**OBJECTIVE**
Without the pictures, output the records below word for word.

**DATA FOR THIS TASK**
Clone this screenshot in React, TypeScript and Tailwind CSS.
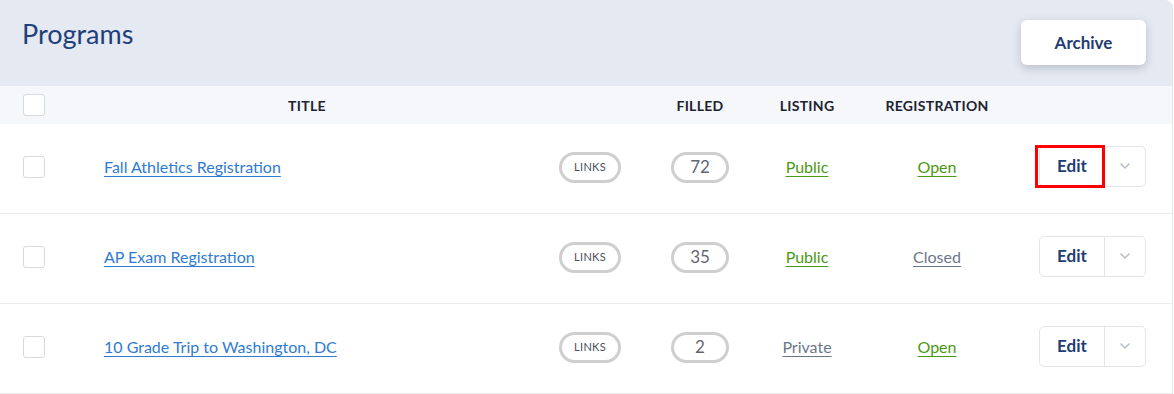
import { FiChevronDown } from "react-icons/fi";

type Row = {
  title: string;
  filled: number;
  listing: "Public" | "Private";
  registration: "Open" | "Closed";
  focused?: boolean;
};

const rows: Row[] = [
  { title: "Fall Athletics Registration", filled: 72, listing: "Public", registration: "Open", focused: true },
  { title: "AP Exam Registration", filled: 35, listing: "Public", registration: "Closed" },
  { title: "10 Grade Trip to Washington, DC", filled: 2, listing: "Private", registration: "Open" },
];

const cols = "grid grid-cols-[80px_454px_112px_108px_106px_154px_1fr] items-center";

const Checkbox = () => (
  <span className="ml-[23px] block h-[22px] w-[22px] rounded-[3px] border border-[#d6d9de] bg-white" />
);

const statusColor = (v: string) =>
  v === "Public" || v === "Open" ? "text-[#4a9912] decoration-[#4a9912]" : "text-[#6b7788] decoration-[#6b7788]";

const App = () => {
  return (
    <div className="h-[394px] w-[1174px] bg-white font-['Lato',sans-serif]">
      <div className="w-[1173px] overflow-hidden rounded-tr-[8px] border-r border-[#e4e6ea]">
        {/* page header */}
        <div className="flex h-[86px] items-start justify-between bg-[#e4e9f2] pl-[22px] pr-[26px]">
          <h1 className="pt-[17px] text-[27px] leading-[34px] text-[#21407a]">Programs</h1>
          <button className="mt-[20px] h-[45px] w-[125px] rounded-[6px] bg-white text-[17px] font-bold text-[#1f3d73] shadow-[0_3px_8px_rgba(60,70,90,0.25)]">
            Archive
          </button>
        </div>

        {/* table header */}
        <div className={`${cols} h-[38px] bg-[#f5f7fa] text-[14px] font-bold tracking-[0.3px] text-[#1c2331]`}>
          <Checkbox />
          <div className="text-center">TITLE</div>
          <div />
          <div className="text-center">FILLED</div>
          <div className="text-center">LISTING</div>
          <div className="text-center">REGISTRATION</div>
          <div />
        </div>

        {rows.map((r) => (
          <div key={r.title} className={`${cols} h-[90px] border-b border-[#ececec] bg-white pb-[3px]`}>
            <Checkbox />
            <div className="pl-[24px]">
              <a href="#" className="text-[16px] text-[#2f7bd3] underline decoration-[#2f7bd3] underline-offset-[3px]">
                {r.title}
              </a>
            </div>
            <div className="flex justify-center">
              <span className="flex h-[31px] w-[62px] items-center justify-center rounded-full border-[3px] border-[#cfcfcf] text-[11px] tracking-[0.3px] text-[#4a505a]">
                LINKS
              </span>
            </div>
            <div className="flex justify-center">
              <span className="flex h-[31px] w-[58px] items-center justify-center rounded-full border-[3px] border-[#cfcfcf] text-[17px] text-[#5f6672]">
                {r.filled}
              </span>
            </div>
            <div className="text-center">
              <a href="#" className={`text-[16px] underline underline-offset-[3px] ${statusColor(r.listing)}`}>
                {r.listing}
              </a>
            </div>
            <div className="text-center">
              <a href="#" className={`text-[16px] underline underline-offset-[3px] ${statusColor(r.registration)}`}>
                {r.registration}
              </a>
            </div>
            <div className="flex justify-end pb-[2px] pr-[26px]">
              <div className="flex h-[41px] w-[107px] rounded-[5px] border border-[#e3e5e9] bg-white">
                <div className="relative flex w-[64px] items-center justify-center text-[17px] font-bold text-[#1f3d73]">
                  Edit
                  {r.focused && (
                    <span className="absolute -bottom-[2px] -left-[5px] -right-[1px] -top-[2px] border-[3px] border-[#ff0000]" />
                  )}
                </div>
                <div className="flex flex-1 items-center justify-center border-l border-[#e3e5e9] text-[#b9c0ca]">
                  <FiChevronDown size={16} strokeWidth={2.5} />
                </div>
              </div>
            </div>
          </div>
        ))}
      </div>
    </div>
  );
};

export default App;
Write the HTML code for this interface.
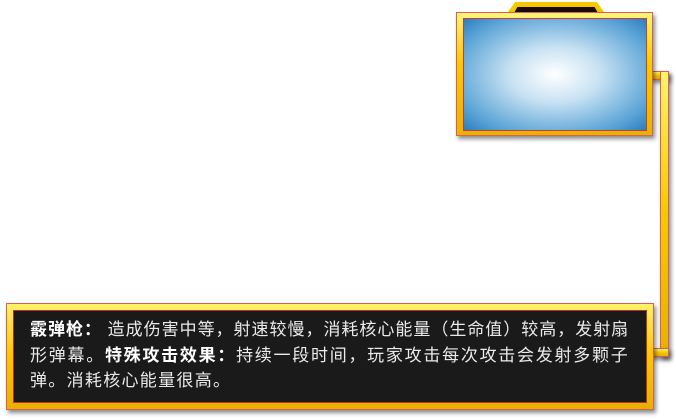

**CORRECT RESPONSE**
Clone this screenshot in React, TypeScript and Tailwind CSS.
import { FiChevronDown } from "react-icons/fi";

type Row = {
  title: string;
  filled: number;
  listing: "Public" | "Private";
  registration: "Open" | "Closed";
  focused?: boolean;
};

const rows: Row[] = [
  { title: "Fall Athletics Registration", filled: 72, listing: "Public", registration: "Open", focused: true },
  { title: "AP Exam Registration", filled: 35, listing: "Public", registration: "Closed" },
  { title: "10 Grade Trip to Washington, DC", filled: 2, listing: "Private", registration: "Open" },
];

const cols = "grid grid-cols-[80px_454px_112px_108px_106px_154px_1fr] items-center";

const Checkbox = () => (
  <span className="ml-[23px] block h-[22px] w-[22px] rounded-[3px] border border-[#d6d9de] bg-white" />
);

const statusColor = (v: string) =>
  v === "Public" || v === "Open" ? "text-[#4a9912] decoration-[#4a9912]" : "text-[#6b7788] decoration-[#6b7788]";

const App = () => {
  return (
    <div className="h-[394px] w-[1174px] bg-white font-['Lato',sans-serif]">
      <div className="w-[1173px] overflow-hidden rounded-tr-[8px] border-r border-[#e4e6ea]">
        {/* page header */}
        <div className="flex h-[86px] items-start justify-between bg-[#e4e9f2] pl-[22px] pr-[26px]">
          <h1 className="pt-[17px] text-[27px] leading-[34px] text-[#21407a]">Programs</h1>
          <button className="mt-[20px] h-[45px] w-[125px] rounded-[6px] bg-white text-[17px] font-bold text-[#1f3d73] shadow-[0_3px_8px_rgba(60,70,90,0.25)]">
            Archive
          </button>
        </div>

        {/* table header */}
        <div className={`${cols} h-[38px] bg-[#f5f7fa] text-[14px] font-bold tracking-[0.3px] text-[#1c2331]`}>
          <Checkbox />
          <div className="text-center">TITLE</div>
          <div />
          <div className="text-center">FILLED</div>
          <div className="text-center">LISTING</div>
          <div className="text-center">REGISTRATION</div>
          <div />
        </div>

        {rows.map((r) => (
          <div key={r.title} className={`${cols} h-[90px] border-b border-[#ececec] bg-white pb-[3px]`}>
            <Checkbox />
            <div className="pl-[24px]">
              <a href="#" className="text-[16px] text-[#2f7bd3] underline decoration-[#2f7bd3] underline-offset-[3px]">
                {r.title}
              </a>
            </div>
            <div className="flex justify-center">
              <span className="flex h-[31px] w-[62px] items-center justify-center rounded-full border-[3px] border-[#cfcfcf] text-[11px] tracking-[0.3px] text-[#4a505a]">
                LINKS
              </span>
            </div>
            <div className="flex justify-center">
              <span className="flex h-[31px] w-[58px] items-center justify-center rounded-full border-[3px] border-[#cfcfcf] text-[17px] text-[#5f6672]">
                {r.filled}
              </span>
            </div>
            <div className="text-center">
              <a href="#" className={`text-[16px] underline underline-offset-[3px] ${statusColor(r.listing)}`}>
                {r.listing}
              </a>
            </div>
            <div className="text-center">
              <a href="#" className={`text-[16px] underline underline-offset-[3px] ${statusColor(r.registration)}`}>
                {r.registration}
              </a>
            </div>
            <div className="flex justify-end pb-[2px] pr-[26px]">
              <div className="flex h-[41px] w-[107px] rounded-[5px] border border-[#e3e5e9] bg-white">
                <div className="relative flex w-[64px] items-center justify-center text-[17px] font-bold text-[#1f3d73]">
                  Edit
                  {r.focused && (
                    <span className="absolute -bottom-[2px] -left-[5px] -right-[1px] -top-[2px] border-[3px] border-[#ff0000]" />
                  )}
                </div>
                <div className="flex flex-1 items-center justify-center border-l border-[#e3e5e9] text-[#b9c0ca]">
                  <FiChevronDown size={16} strokeWidth={2.5} />
                </div>
              </div>
            </div>
          </div>
        ))}
      </div>
    </div>
  );
};

export default App;
Write the HTML code for this interface.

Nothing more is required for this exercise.